Außerdem erklärt Jesus, dass die Gottesherrschaft in seinem Wirken (z. B. durch Wunder) bereits anfängt (z.B. Luk. 11,20), und verschiebt den Akzent von der Zukunft auf die Gegenwart: Als Jesus von den Pharisäern gefragt wurde, wann das Reich Gottes komme, antwortete er: Das Reich Gottes kommt nicht so, dass man es an äußeren Zeichen erkennen könnte. Man kann auch nicht sagen: Seht, hier ist es!, oder: Dort ist es! Denn: Das Reich Gottes ist (schon) mitten unter euch. (Evangelium des Lukas 17,20-21).

(Matt.19,23) Jesus aber sprach zu seinen Jüngern: Wahrlich, ich sage euch: Ein Reicher wird schwer ins Himmelreich kommen. Und weiter sage ich euch: Es ist leichter, daß ein Kamel durch ein Nadelöhr gehe, als daß ein Reicher ins Reich Gottes komme. Als das seine Jünger hörten, entsetzten sie sich sehr und sprachen: Ja, wer kann dann gerettet werden? Jesus aber sah sie an und sprach zu ihnen: Bei den Menschen ist das unmöglich; aber bei Gott sind alle Dinge möglich.

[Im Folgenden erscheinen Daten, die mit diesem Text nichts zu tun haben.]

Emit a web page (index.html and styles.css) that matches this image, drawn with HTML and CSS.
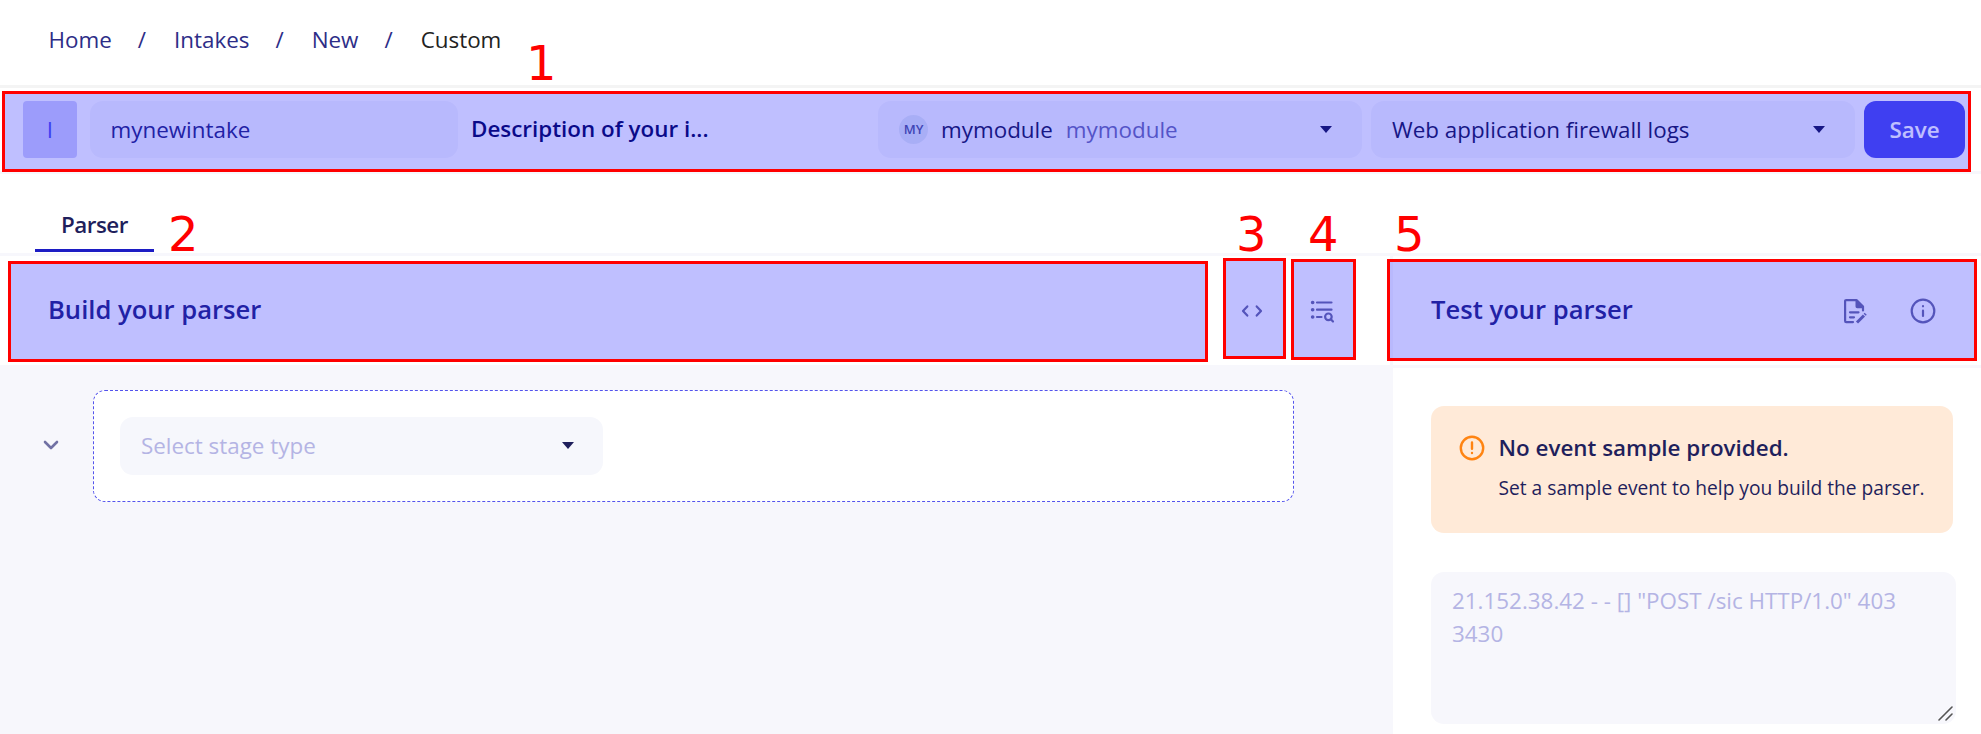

Die nachösterliche christliche Verkündigung knüpfte hier an. Durch Tod und Auferstehung Christi ist der glaubende Mensch bereits erlöst und befindet sich im Zustand der Naherwartung des Reiches Gottes (Parusie). Der gekreuzigte und auferstandene Herr ist die "Gottesherrschaft in Person". Der Mensch, der sich ihm öffnet und sein Kreuz teilt, ist eins mit Gott und der Liebe und verändert seine Maßstäbe (s. Bergpredigt). Das Kommen des Reiches Gottes und die, die daran mitwirken, besiegen Sorgen und Leid, Krieg und Hass schon jetzt und vollkommen am Ende aller Tage.

Christliche Identität

In der Kirchengeschichte ist von diesem Impuls vieles wirksam geworden, teils durch bekannte und unbekannte Christen (Heilige), teils in säkularisierter Gestalt und auch gegen die etablierten Kirchen gewendet. Der Graben zwischen "real existierenden Kirchen" und Reich-Gottes-Glauben bleibt aber unübersehbar. Das war auch das Schicksal aller neuen Glaubensgemeinschaften, die das Gottesreich reiner darstellen wollten. Diese Spannung auszuhalten und möglichst zu verringern, kann geradezu als Definition christlicher Existenz gelten.